When malls could no longer rely on department stores to draw crowds, they began installing clusters of little movie theatres. That proved a temporary solution. Suburban entertainment centres with names like SilverCity have attracted movie exhibitors with lower rents and outlandishly spectacular environments; and anyway, movie attendance has been falling.
Since no mall owner has come forward with a fresh idea, "de-malling" has begun. Some malls are being replaced by condominiums or office buildings. Some owners tear down their buildings and reinvent the kind of outdoor streets where people shopped till the 1950s, which means the small stores don't have to heat and air condition huge spaces.
Underhill, a self-described "research wonk" and the owner of a company with the wretched name of Envirosell Inc., advises corporations from The Gap to Coca-Cola on how they can obtain more of the consumers' money. He spends his life studying the way people move through stores, figuring out why they buy this and not that and what will encourage them to visit the back of a store rather than just checking out the merchandise near the front. He mounts cameras in stores and for each research project makes thousands of hours of videotape. He can tell clerks what not to say (don't ask customers if they need help "because that provides an opportunity to say no") and he can tell designers that people entering stores immediately turn slightly to their right. His prose has an annoyingly calculated spontaneity, intended to approximate conversation, and much of the time he comes across as a professional know-it-all.
He's half in love with malls, half appalled by them. An American diplomat's son, he spent most of his youth outside the United States and then discovered malls as both exotic and homey. "It's where, for the first time, I felt completely swallowed up inside white-bread middlebrow median-income America." Since then, he's decided that the mall is the only place you can see the middle-class American family in action, expressing themselves in fundamental ways through their decisions about buying and eating.
He argues that malls are ugly because they're built by real estate people, not retailers, and he finds much to criticize in the way both the malls and the storekeepers deal with the public. Maps in malls are always incompetent, products are displayed without imagination, washrooms hidden at the end of long dark corridors. He confesses that he's not much of a buyer himself; he's an observer, by inclination as well as profession. Even on a beach holiday he seeks out a mall and studies it. "There are more than 100 American malls to which I could give you accurate driving directions off the top of my head. I don't know whether to be proud or ashamed."
While malls have traditionally been linked to the rise of consumerism, their decline doesn't mean people no longer want to buy. Extreme shopping remains a major sport across the continent, a point demonstrated by the appearance of a genre of publishing that didn't exist in the 20th century, shopping magazines like Lucky. In 2000, an editor at Conde Nast in New York realized, as she tells it, that women have "more satisfying relationships" with catalogues than with fashion magazines, because catalogues show them clothes they want in sizes that fit them at prices they can afford. Why not, then, produce a catalogue-like magazine about buying things, especially clothes?
Until 2000, magazines had editorial pages (not, mainly, about products) and advertising pages (mainly about products).

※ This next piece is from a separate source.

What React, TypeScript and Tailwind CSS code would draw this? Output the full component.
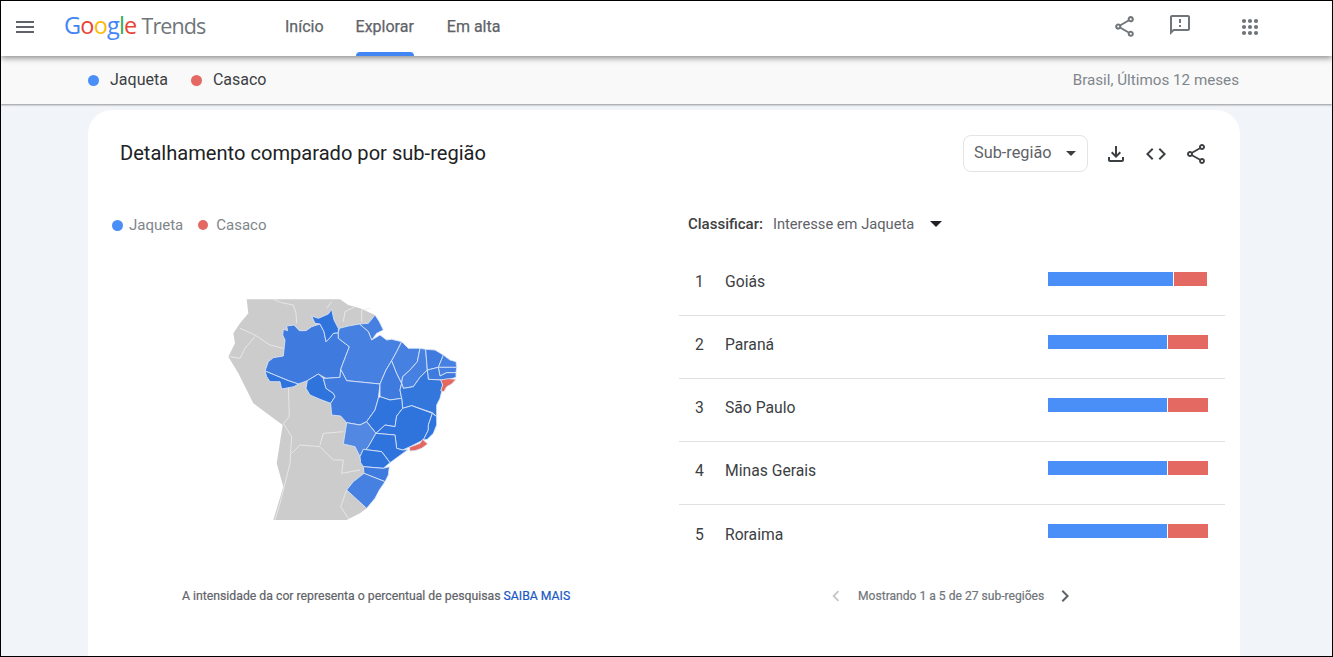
import React from 'react';

const FONT = "font-['Roboto','Noto_Sans',sans-serif]";

const BASE = '#3f7bdf';
const LIGHT = '#4680e0';
const DARK = '#2f73dd';
const RED = '#e4685f';

const states: { d: string; fill: string }[] = [
  { d: 'M190,118 L203,122 200,108 222,105 238,122 258,122 275,110 300,102 312,125 318,155 330,143 340,130 355,128 355,145 388,170 362,238 360,262 318,265 295,252 262,272 235,282 205,272 135,243 145,215 160,203 190,198 195,150 188,135 Z', fill: BASE },
  { d: 'M275,78 L295,85 325,72 335,58 342,90 355,115 355,128 340,130 330,143 318,155 312,125 300,102 285,100 Z', fill: DARK },
  { d: 'M418,102 L445,100 465,75 478,95 490,120 470,130 455,150 445,125 430,112 Z', fill: LIGHT },
  { d: 'M355,128 L358,115 385,108 418,102 430,112 445,125 455,150 480,135 500,150 515,148 545,155 530,185 515,212 498,240 480,282 380,272 362,238 388,170 355,145 Z', fill: LIGHT },
  { d: 'M135,243 L205,272 235,282 222,290 185,297 180,275 150,275 140,260 Z', fill: DARK },
  { d: 'M262,272 L295,252 310,265 318,295 340,310 345,320 332,340 300,328 270,315 258,295 Z', fill: DARK },
  { d: 'M318,265 L360,262 362,238 380,272 480,282 475,325 465,360 440,395 420,405 380,398 362,378 335,375 332,340 345,320 340,310 318,295 310,265 Z', fill: BASE },
  { d: 'M515,212 L530,250 545,280 540,300 545,325 510,330 480,320 480,282 498,240 Z', fill: BASE },
  { d: 'M545,155 L565,175 600,175 592,215 570,240 548,260 545,280 530,250 515,212 530,185 Z', fill: LIGHT },
  { d: 'M600,175 L617,178 622,240 600,262 580,290 550,295 545,280 548,260 570,240 592,215 Z', fill: LIGHT },
  { d: 'M617,178 L645,180 670,195 655,232 622,240 Z', fill: BASE },
  { d: 'M670,195 L690,210 708,215 710,232 655,232 Z', fill: LIGHT },
  { d: 'M655,232 L710,232 708,248 680,248 660,258 Z', fill: LIGHT },
  { d: 'M622,240 L655,232 660,258 680,248 708,248 708,262 680,270 665,270 625,268 Z', fill: BASE },
  { d: 'M545,325 L540,300 545,280 550,295 580,290 600,262 622,240 625,268 665,270 668,285 665,305 660,325 650,345 650,380 637,368 575,347 548,355 Z', fill: '#3377dd' },
  { d: 'M480,320 L510,330 545,325 548,355 530,378 525,410 495,405 468,430 440,395 465,360 475,325 Z', fill: DARK },
  { d: 'M548,355 L575,347 637,370 625,405 625,420 610,450 570,470 548,480 530,475 525,435 468,430 495,405 525,410 530,378 Z', fill: DARK },
  { d: 'M637,370 L650,380 650,405 640,430 622,448 610,450 625,420 625,405 Z', fill: DARK },
  { d: 'M380,398 L420,405 440,395 468,430 445,470 420,500 405,470 370,462 Z', fill: '#5288e2' },
  { d: 'M468,430 L525,435 530,475 548,480 565,478 510,518 485,485 430,478 420,500 445,470 Z', fill: DARK },
  { d: 'M430,478 L485,485 510,518 490,535 430,530 422,518 420,500 Z', fill: DARK },
  { d: 'M430,530 L490,535 508,530 505,555 495,575 432,550 Z', fill: BASE },
  { d: 'M432,550 L495,575 478,600 465,625 440,655 380,600 400,575 Z', fill: LIGHT },
  { d: 'M662,270 L685,266 708,268 695,282 680,290 672,305 662,302 668,285 Z', fill: RED },
  { d: 'M568,472 L600,460 608,448 623,462 605,475 585,482 570,483 Z', fill: RED },
];

const borders = [
  'M160,28 L185,38 220,45 228,70 230,100',
  'M320,55 L335,35',
  'M370,95 L375,65 405,50',
  'M425,95 L425,60 450,55',
  'M60,115 L105,135 150,165 190,175',
  'M30,200 L60,205 75,175 105,140',
  'M205,280 L208,380 190,400',
  'M190,400 L215,440 210,520 180,640 165,690',
  'M300,465 L310,430 370,425',
  'M215,490 L240,465 300,470 340,510 370,510 365,550 420,540',
  'M380,600 L362,650 385,685',
];

const rows = [
  { name: 'Goiás', blue: 125, red: 33 },
  { name: 'Paraná', blue: 119, red: 40 },
  { name: 'São Paulo', blue: 119, red: 40 },
  { name: 'Minas Gerais', blue: 119, red: 40 },
  { name: 'Roraima', blue: 119, red: 40 },
];

const Icon: React.FC<{ d: string; className: string }> = ({ d, className }) => (
  <svg viewBox="0 0 24 24" className={className} fill="currentColor">
    <path d={d} />
  </svg>
);

const SHARE =
  'M18 16.08c-.76 0-1.44.3-1.96.77L8.91 12.7c.05-.23.09-.46.09-.7s-.04-.47-.09-.7l7.05-4.11c.54.5 1.25.81 2.04.81 1.66 0 3-1.34 3-3s-1.34-3-3-3-3 1.34-3 3c0 .24.04.47.09.7L8.04 9.81C7.5 9.31 6.79 9 6 9c-1.66 0-3 1.34-3 3s1.34 3 3 3c.79 0 1.5-.31 2.04-.81l7.12 4.16c-.05.21-.08.43-.08.65 0 1.61 1.31 2.92 2.92 2.92 1.61 0 2.92-1.31 2.92-2.92s-1.31-2.92-2.92-2.92zM18 4c.55 0 1 .45 1 1s-.45 1-1 1-1-.45-1-1 .45-1 1-1zM6 13c-.55 0-1-.45-1-1s.45-1 1-1 1 .45 1 1-.45 1-1 1zm12 7.02c-.55 0-1-.45-1-1s.45-1 1-1 1 .45 1 1-.45 1-1 1z';
const FEEDBACK =
  'M20 2H4c-1.1 0-1.99.9-1.99 2L2 22l4-4h14c1.1 0 2-.9 2-2V4c0-1.1-.9-2-2-2zm0 14H5.17L4 17.17V4h16v12zm-9-4h2v2h-2zm0-6h2v4h-2z';
const DOWNLOAD =
  'M18 15v3H6v-3H4v3c0 1.1.9 2 2 2h12c1.1 0 2-.9 2-2v-3h-2zm-1-4l-1.41-1.41L13 12.17V4h-2v8.17L8.41 9.59 7 11l5 5 5-5z';
const CODE =
  'M9.4 16.6L4.8 12l4.6-4.6L8 6l-6 6 6 6 1.4-1.4zm5.2 0l4.6-4.6-4.6-4.6L16 6l6 6-6 6-1.4-1.4z';
const CHEVRON_LEFT = 'M15.41 7.41L14 6l-6 6 6 6 1.41-1.41L10.83 12z';
const CHEVRON_RIGHT = 'M10 6L8.59 7.41 13.17 12l-4.58 4.59L10 18l6-6z';

const BrazilMap: React.FC = () => (
  <svg viewBox="0 0 750 720" className="w-[250px] h-[240px] block">
    <path
      d="M80,28 L360,28 385,45 420,55 465,75 440,655 420,670 380,690 160,690 190,590 170,520 188,405 140,370 100,340 55,250 25,200 45,160 40,130 60,100 85,70 Z"
      fill="#cccccc"
    />
    {borders.map((d) => (
      <path key={d} d={d} fill="none" stroke="#ececec" strokeWidth="2.5" />
    ))}
    {states.map((s) => (
      <path key={s.d} d={s.d} fill={s.fill} stroke="#dbe6f8" strokeWidth="2.5" strokeLinejoin="round" />
    ))}
  </svg>
);

export default function App() {
  return (
    <div className={`${FONT} w-[1333px] h-[657px] overflow-hidden border border-black bg-[#f1f4f9] flex flex-col`}>
      <header className="relative z-20 h-[55px] shrink-0 bg-white flex items-center shadow-[0_2px_6px_rgba(0,0,0,0.45)]">
        <svg viewBox="0 0 24 24" className="ml-[12px] -mt-[4px] w-[24px] h-[24px] text-[#5f6368]" fill="currentColor">
          <path d="M3 18h18v-2H3v2zm0-5h18v-2H3v2zm0-7v2h18V6H3z" />
        </svg>
        <div className="ml-[27px] w-[142px] flex items-baseline leading-none font-['Open_Sans',sans-serif] -mt-[5px]">
          <span className="text-[23.5px] tracking-[-0.8px] font-medium">
            <span className="text-[#4285f4]">G</span>
            <span className="text-[#ea4335]">o</span>
            <span className="text-[#fbbc05]">o</span>
            <span className="text-[#4285f4]">g</span>
            <span className="text-[#34a853]">l</span>
            <span className="text-[#ea4335]">e</span>
          </span>
          <span className="ml-[5px] text-[21.5px] tracking-[-0.9px] text-[#70757a]">Trends</span>
        </div>
        <nav className="ml-[79px] flex h-full text-[16px] text-[#5f6368] gap-[32px] [-webkit-text-stroke:0.25px]">
          <a className="flex items-center pb-[4px]">Início</a>
          <a className="relative flex items-center pb-[4px]">
            Explorar
            <span className="absolute left-0 right-0 bottom-0 h-[4px] rounded-t-[4px] bg-[#4285f4]" />
          </a>
          <a className="ml-[1px] flex items-center pb-[4px]">Em alta</a>
        </nav>
        <div className="ml-auto mr-[73px] -mt-[4px] flex items-center gap-[31px] text-[#70757a]">
          <Icon d={SHARE} className="w-[25px] h-[25px]" />
          <Icon d={FEEDBACK} className="w-[24px] h-[24px] -mt-[4px]" />
          <svg viewBox="0 0 18 18" className="ml-[18px] w-[18px] h-[18px]" fill="currentColor">
            {[3, 9, 15].map((y) =>
              [3, 9, 15].map((x) => <circle key={`${x}-${y}`} cx={x} cy={y} r="2.1" />)
            )}
          </svg>
        </div>
      </header>

      <div className="relative z-10 h-[48px] shrink-0 bg-[#f9f9f9] flex items-center pl-[87px] pr-[93px] text-[16px] text-[#3c4043] shadow-[0_1px_2px_rgba(0,0,0,0.4)]">
        <span className="w-[11px] h-[11px] rounded-full bg-[#4a8ef8]" />
        <span className="ml-[11px]">Jaqueta</span>
        <span className="ml-[23px] w-[11px] h-[11px] rounded-full bg-[#e46962]" />
        <span className="ml-[11px]">Casaco</span>
        <span className="ml-auto text-[15.2px] text-[#80868b]">Brasil, Últimos 12 meses</span>
      </div>

      <main className="flex-1 min-h-0 pt-[6px] pl-[87px]">
        <section className="w-[1152px] h-[560px] bg-white rounded-t-[24px]">
          <div className="flex items-center h-[62px] pt-[25px] px-[32px]">
            <h2 className="text-[20.1px] text-[#202124]">Detalhamento comparado por sub-região</h2>
            <div className="ml-auto w-[125px] h-[37px] border border-[#e3e4e6] rounded-[8px] flex items-center pl-[10px] pr-[11px] text-[16.3px] text-[#5f6368]">
              Sub-região
              <span className="ml-auto w-0 h-0 border-x-[5px] border-x-transparent border-t-[5px] border-t-[#3c4043]" />
            </div>
            <div className="ml-[16px] flex gap-[16px] text-[#3c4043]">
              <Icon d={DOWNLOAD} className="w-[24px] h-[24px]" />
              <Icon d={CODE} className="w-[24px] h-[24px]" />
              <Icon d={SHARE} className="w-[24px] h-[24px]" />
            </div>
          </div>

          <div className="flex">
            <div className="w-[591px] shrink-0">
              <div className="mt-[43px] h-[20px] pl-[24px] flex items-center text-[15px] text-[#80868b]">
                <span className="w-[11px] h-[11px] rounded-full bg-[#4a8ef8]" />
                <span className="ml-[6px]">Jaqueta</span>
                <span className="ml-[15px] w-[10px] h-[10px] rounded-full bg-[#e46962]" />
                <span className="ml-[8px]">Casaco</span>
              </div>
              <div className="mt-[55px] ml-[132px]">
                <BrazilMap />
              </div>
              <p className="mt-[58px] ml-[94px] text-[12.25px] text-[#5f6368] leading-[16px] [-webkit-text-stroke:0.2px]">
                A intensidade da cor representa o percentual de pesquisas{' '}
                <span className="text-[#1a56c4]">SAIBA MAIS</span>
              </p>
            </div>

            <div className="w-[546px] shrink-0">
              <div className="mt-[42px] h-[20px] pl-[9px] flex items-center text-[#5f6368]">
                <span className="text-[15px] font-medium text-[#3c4043]">Classificar:</span>
                <span className="ml-[10px] text-[14.7px]">Interesse em Jaqueta</span>
                <span className="ml-[16px] w-0 h-0 border-x-[6px] border-x-transparent border-t-[6px] border-t-[#202124]" />
              </div>
              <ul className="mt-[19px]">
                {rows.map((r, i) => (
                  <li
                    key={r.name}
                    className={`h-[63px] pb-[4px] flex items-center text-[15.7px] text-[#3c4043] ${i < 4 ? 'border-b border-[#e0e0e0]' : ''}`}
                  >
                    <span className="w-[46px] pl-[16px]">{i + 1}</span>
                    <span>{r.name}</span>
                    <span className="ml-auto mr-[17px] w-[160px] flex gap-[1px] h-[14px] -mt-[7px]">
                      <span className="bg-[#4a8ef8]" style={{ width: r.blue }} />
                      <span className="bg-[#e46962]" style={{ width: r.red }} />
                    </span>
                  </li>
                ))}
              </ul>
              <div className="mt-[16px] ml-[146px] h-[24px] flex items-center text-[12.1px] text-[#70757a] [-webkit-text-stroke:0.2px]">
                <Icon d={CHEVRON_LEFT} className="w-[22px] h-[22px] text-[#c4c7ca]" />
                <span className="ml-[11px]">Mostrando 1 a 5 de 27 sub-regiões</span>
                <Icon d={CHEVRON_RIGHT} className="ml-[9px] w-[24px] h-[24px] text-[#5f6368]" />
              </div>
            </div>
          </div>
        </section>
      </main>
    </div>
  );
}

Lucky, "The Magazine About Shopping," fused the two elements, to the delight of a large public. Soon it was selling a million copies and other publishers were devising imitators. Readers, the editors report, object to only one aspect of its content, a question-and-answer feature called Ask the Editors. They say they don't want to read it because it has too much text. (These are dedicated, specialized shoppers with no time to spare.)
Last fall, Advertising Age gratefully named Lucky the magazine of the year, commending it as a magazine for women that doesn't "muddy that focus with anything about relationship, health or career advice." It deals exclusively with what really matters. While malls are fading, consumerism goes from strength to strength.